Non-avian dinosaur species were in decline for approximately 10 million years prior to the mass extinction event caused by an asteroid impact, finds a new study published in Nature Communications. The research sheds further light on the extinction of dinosaurs.
The impact of a large asteroid at Chicxulub, Mexico is widely agreed to be responsible for the mass extinction of non-avian dinosaurs 66 million years ago. However, whether dinosaurs were in decline prior to the asteroid impact is debated, and it has been difficult to assess this using current fossil records.
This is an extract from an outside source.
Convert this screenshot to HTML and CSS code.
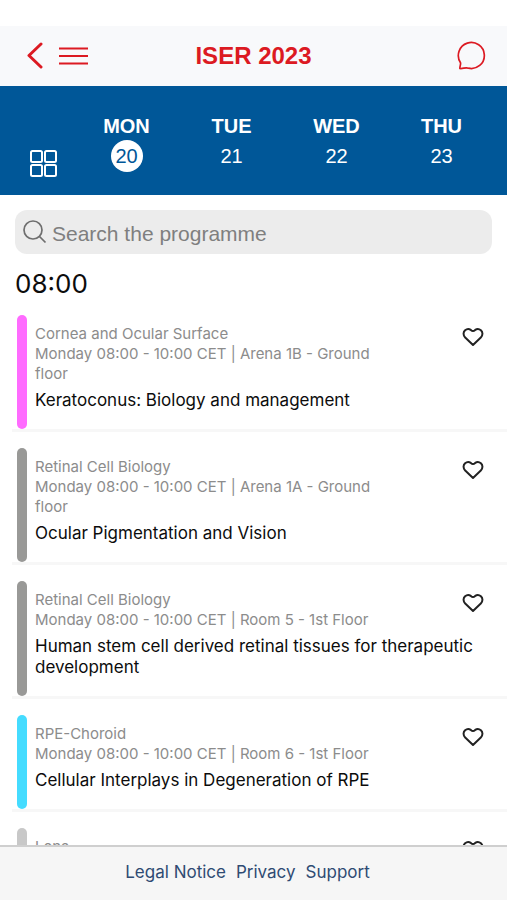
FILE: index.html
```html
<!DOCTYPE html>
<html lang="en">
<head>
<meta charset="utf-8">
<meta name="viewport" content="width=device-width, initial-scale=1">
<title>ISER 2023</title>
<link rel="stylesheet" href="styles.css">
</head>
<body>
<svg class="symbols" aria-hidden="true">
  <symbol id="heart" viewBox="0 0 22 20">
    <path d="M11 18 3.200 10.500C.9 8 1.200 4.900 3.100 3.200 5 1.600 7.400 1.900 8.800 2.900Q10 4 11 4 12 4 13.200 2.900C14.600 1.900 17 1.600 18.900 3.200 20.800 4.900 21.100 8 18.800 10.500Z"/>
  </symbol>
</svg>
<header class="topbar">
  <div class="topbar-left">
    <button class="icon-button" aria-label="Back">
      <svg width="16" height="28" viewBox="0 0 16 28"><path class="thick" d="M14 2 2 13.500 14 25"/></svg>
    </button>
    <button class="icon-button" aria-label="Menu">
      <svg width="30" height="20" viewBox="0 0 30 20"><path d="M0 2.500h29M0 10h29M0 17.500h29"/></svg>
    </button>
  </div>
  <h1 class="title">ISER 2023</h1>
  <button class="icon-button chat" aria-label="Messages">
    <svg width="30" height="30" viewBox="0 0 30 30"><path class="thin" d="M2.900 27.500C2.600 25.500 4 23.500 3.500 21.700A13 13 0 1 1 11.500 27.200C8.500 26 6 28 2.900 27.500Z"/></svg>
  </button>
</header>
<nav class="days" aria-label="Days">
  <button class="icon-button overview" aria-label="All days">
    <svg width="28" height="28" viewBox="0 0 28 28"><rect x="1" y="1" width="11" height="11" rx="1.500"/><rect x="15" y="1" width="11" height="11" rx="1.500"/><rect x="1" y="15" width="11" height="11" rx="1.500"/><rect x="15" y="15" width="11" height="11" rx="1.500"/></svg>
  </button>
  <a class="day selected" href="#mon" aria-current="date"><b>MON</b><span class="date">20</span></a>
  <a class="day" href="#tue"><b>TUE</b><span class="date">21</span></a>
  <a class="day" href="#wed"><b>WED</b><span class="date">22</span></a>
  <a class="day" href="#thu"><b>THU</b><span class="date">23</span></a>
</nav>
<main class="programme">
  <label class="search">
    <svg width="24" height="24" viewBox="0 0 24 24" aria-hidden="true"><circle cx="10" cy="10" r="9"/><path d="m16.500 16.500 6 6"/></svg>
    <input type="search" placeholder="Search the programme" aria-label="Search the programme">
  </label>
  <h2 class="time">08:00</h2>
  <ul class="sessions">
    <li class="session cornea">
      <div class="details"><p class="meta">Cornea and Ocular Surface</p><p class="meta">Monday 08:00 - 10:00 CET | Arena 1B - Ground floor</p><h3>Keratoconus: Biology and management</h3></div>
      <button class="favourite" aria-label="Add to favourites"><svg width="22" height="20"><use href="#heart"/></svg></button>
    </li>
    <li class="session retinal">
      <div class="details"><p class="meta">Retinal Cell Biology</p><p class="meta">Monday 08:00 - 10:00 CET | Arena 1A - Ground floor</p><h3>Ocular Pigmentation and Vision</h3></div>
      <button class="favourite" aria-label="Add to favourites"><svg width="22" height="20"><use href="#heart"/></svg></button>
    </li>
    <li class="session retinal">
      <div class="details"><p class="meta">Retinal Cell Biology</p><p class="meta">Monday 08:00 - 10:00 CET | Room 5 - 1st Floor</p><h3>Human stem cell derived retinal tissues for therapeutic development</h3></div>
      <button class="favourite" aria-label="Add to favourites"><svg width="22" height="20"><use href="#heart"/></svg></button>
    </li>
    <li class="session choroid">
      <div class="details"><p class="meta">RPE-Choroid</p><p class="meta">Monday 08:00 - 10:00 CET | Room 6 - 1st Floor</p><h3>Cellular Interplays in Degeneration of RPE</h3></div>
      <button class="favourite" aria-label="Add to favourites"><svg width="22" height="20"><use href="#heart"/></svg></button>
    </li>
    <li class="session lens">
      <div class="details"><p class="meta">Lens</p></div>
      <button class="favourite" aria-label="Add to favourites"><svg width="22" height="20"><use href="#heart"/></svg></button>
    </li>
  </ul>
</main>
<footer class="footer">
  <a href="#legal">Legal Notice</a>
  <a href="#privacy">Privacy</a>
  <a href="#support">Support</a>
</footer>
</body>
</html>
```
FILE: styles.css
```css
* { box-sizing: border-box; }

body {
  display: flex;
  flex-direction: column;
  height: 100vh;
  margin: 0;
  padding-top: 26px;
  background: #fff;
  color: #0c0c0c;
  font-family: Inter, sans-serif;
}

.symbols { position: absolute; width: 0; height: 0; }

h1, h2, h3, p, ul { margin: 0; padding: 0; }

button {
  padding: 0;
  border: 0;
  background: none;
  color: inherit;
  cursor: pointer;
}

svg {
  display: block;
  fill: none;
  stroke: currentColor;
  stroke-width: 2;
  stroke-linejoin: round;
}

.topbar {
  display: grid;
  grid-template-columns: 1fr auto 1fr;
  align-items: center;
  flex: none;
  height: 60px;
  padding: 0 20px;
  background: #f8f9fb;
  color: #dc1a22;
}

.topbar-left {
  display: flex;
  align-items: center;
  gap: 16px;
  padding-left: 7px;
}

.thick { stroke-width: 3; stroke-linecap: round; }
.chat { justify-self: end; }
.thin { stroke-width: 1.7; }

.title {
  font: bold 24px/30px "Liberation Sans", sans-serif;
}

.days {
  display: grid;
  grid-template-columns: 74px repeat(4, 1fr);
  flex: none;
  height: 109px;
  padding: 28px 13px 0 0;
  background: #005798;
  color: #fff;
}

.overview {
  align-self: start;
  padding: 36px 0 0 30px;
}

.day {
  display: flex;
  flex-direction: column;
  align-items: center;
  gap: 2px;
  color: inherit;
  font: 20px/24px "Liberation Sans", sans-serif;
  text-decoration: none;
}

.date {
  width: 32px;
  border-radius: 50%;
  line-height: 32px;
  text-align: center;
}

.selected .date {
  background: #fff;
  color: #005798;
}

.programme {
  flex: 1;
  min-height: 0;
  padding-top: 15px;
  overflow-y: auto;
  scrollbar-width: none;
}

.search {
  display: flex;
  align-items: center;
  gap: 5px;
  height: 44px;
  margin: 0 15px;
  padding: 0 8px;
  border-radius: 12px;
  background: #ececec;
  color: #6e6e6e;
}

.search svg { flex: none; stroke-width: 1.7; }

.search input {
  flex: 1;
  min-width: 0;
  height: 44px;
  padding: 4px 0 0;
  border: 0;
  outline: 0;
  background: none;
  color: #222;
  font: 21px "Liberation Sans", sans-serif;
}

.search input::placeholder { color: #7f7f7f; }

.time {
  padding: 13px 15px 15px;
  font-size: 26px;
  font-weight: 400;
  line-height: 33px;
}

.sessions { list-style: none; padding-left: 12px; }

.session {
  display: flex;
  align-items: flex-start;
  margin-bottom: 16px;
  padding: 0 20px 0 5px;
  border-bottom: 3px solid #f7f7f7;
}

.details {
  position: relative;
  flex: 1;
  min-width: 0;
  padding: 9px 0 18px 18px;
}

.details::before {
  content: "";
  position: absolute;
  inset: 0 auto 0 0;
  width: 10px;
  border-radius: 5px;
  background: var(--track);
}

.cornea { --track: #ff6bff; }
.retinal { --track: #999997; }
.choroid { --track: #45dcff; }
.lens { --track: #c8c8c8; }

.meta {
  padding-right: 64px;
  color: #8c8c8c;
  font-size: 15px;
  line-height: 20px;
}

/* Titles may run on below the heart, up to the row's edge. */
h3 {
  margin-top: 6px;
  margin-right: -24px;
  font-size: 17px;
  font-weight: 400;
  line-height: 21px;
}

.favourite {
  margin-top: 12px;
  margin-right: 3px;
  color: #222;
}

.footer {
  display: flex;
  justify-content: center;
  gap: 10px;
  flex: none;
  height: 55px;
  padding: 14px 12px 0 0;
  border-top: 2px solid #cfcfcf;
  background: #f6f6f6;
  font-size: 17px;
  line-height: 22px;
}

.footer a {
  color: #2f4b73;
  text-decoration: none;
}
```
Fabien Condamine and colleagues analysed 1,600 dinosaur fossils to assess speciation and extinction rates for six dinosaur families (Ankylosauridae, Ceratopsidae, Hadrosauridae, Dromaeosauridae, Troodontidae, and Tyrannosauridae). The authors found that the diversity of non-avian dinosaurs started declining around 76 million years ago. They suggest that this decline was linked to increased extinction rates in older species, which may indicate a lack of evolutionary novelty or that these dinosaurs could not adapt to the changing conditions. The authors also assessed ecological and physical factors in this shift and highlight that global climate cooling during the Late Cretaceous period (100 to 66 million years ago) may have contributed to dinosaur decline. They also indicate that a decline in the diversity of herbivorous dinosaurs, as a result of hadrosaurs outcompeting other species, may have played a role.
The authors conclude that the combination of these factors impeded the ability of dinosaurs to recover after the Chicxulub event and contributed to their extinction.